• _Dataset section_:
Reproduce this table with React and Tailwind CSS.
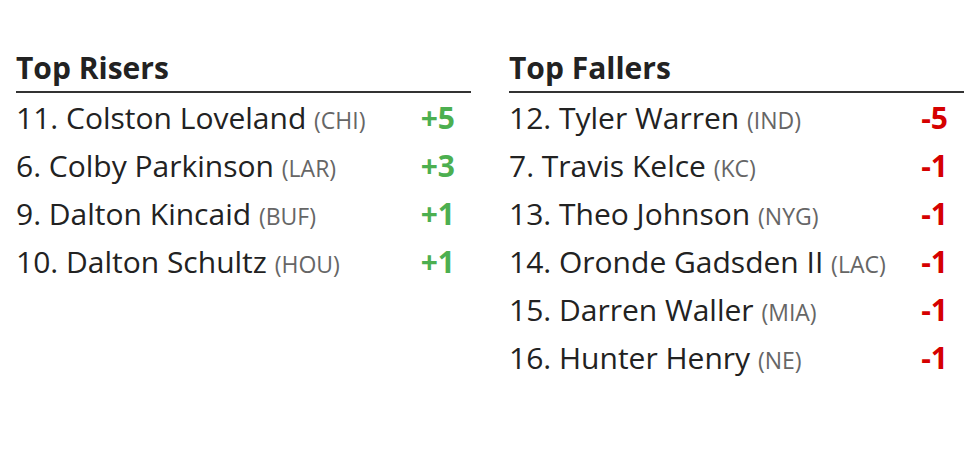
export default function App() {
  const risers = [
    ["11. Colston Loveland", "CHI", "+5"],
    ["6. Colby Parkinson", "LAR", "+3"],
    ["9. Dalton Kincaid", "BUF", "+1"],
    ["10. Dalton Schultz", "HOU", "+1"],
  ];
  const fallers = [
    ["12. Tyler Warren", "IND", "-5"],
    ["7. Travis Kelce", "KC", "-1"],
    ["13. Theo Johnson", "NYG", "-1"],
    ["14. Oronde Gadsden II", "LAC", "-1"],
    ["15. Darren Waller", "MIA", "-1"],
    ["16. Hunter Henry", "NE", "-1"],
  ];
  const Col = ({ title, rows, color }) => (
    <div className="w-[455px]">
      <div className="text-[30px] font-bold leading-[40px] text-[#222] pb-[3px] border-b-2 border-[#333]">{title}</div>
      <div className="pt-[1px]">
        {rows.map(([n, t, v]) => (
          <div key={n} className="flex items-baseline justify-between h-[48px] leading-[48px] pr-[16px]">
            <span className="text-[30px] text-[#222]">
              {n} <span className="text-[23px] text-[#666]">({t})</span>
            </span>
            <span className={`text-[30px] font-bold ${color}`}>{v}</span>
          </div>
        ))}
      </div>
    </div>
  );
  return (
    <div className="w-[976px] h-[466px] bg-white flex gap-[38px] pl-[16px] pt-[48px]" style={{ fontFamily: '"Open Sans", sans-serif' }}>
      <Col title="Top Risers" rows={risers} color="text-[#4caf50]" />
      <Col title="Top Fallers" rows={fallers} color="text-[#d50000]" />
    </div>
  );
}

• _Short exercise_: Set every line down exactly as written, leaving each picture out.

• _Solution to this problem_:
Reproduce this table with React and Tailwind CSS.
export default function App() {
  const risers = [
    ["11. Colston Loveland", "CHI", "+5"],
    ["6. Colby Parkinson", "LAR", "+3"],
    ["9. Dalton Kincaid", "BUF", "+1"],
    ["10. Dalton Schultz", "HOU", "+1"],
  ];
  const fallers = [
    ["12. Tyler Warren", "IND", "-5"],
    ["7. Travis Kelce", "KC", "-1"],
    ["13. Theo Johnson", "NYG", "-1"],
    ["14. Oronde Gadsden II", "LAC", "-1"],
    ["15. Darren Waller", "MIA", "-1"],
    ["16. Hunter Henry", "NE", "-1"],
  ];
  const Col = ({ title, rows, color }) => (
    <div className="w-[455px]">
      <div className="text-[30px] font-bold leading-[40px] text-[#222] pb-[3px] border-b-2 border-[#333]">{title}</div>
      <div className="pt-[1px]">
        {rows.map(([n, t, v]) => (
          <div key={n} className="flex items-baseline justify-between h-[48px] leading-[48px] pr-[16px]">
            <span className="text-[30px] text-[#222]">
              {n} <span className="text-[23px] text-[#666]">({t})</span>
            </span>
            <span className={`text-[30px] font-bold ${color}`}>{v}</span>
          </div>
        ))}
      </div>
    </div>
  );
  return (
    <div className="w-[976px] h-[466px] bg-white flex gap-[38px] pl-[16px] pt-[48px]" style={{ fontFamily: '"Open Sans", sans-serif' }}>
      <Col title="Top Risers" rows={risers} color="text-[#4caf50]" />
      <Col title="Top Fallers" rows={fallers} color="text-[#d50000]" />
    </div>
  );
}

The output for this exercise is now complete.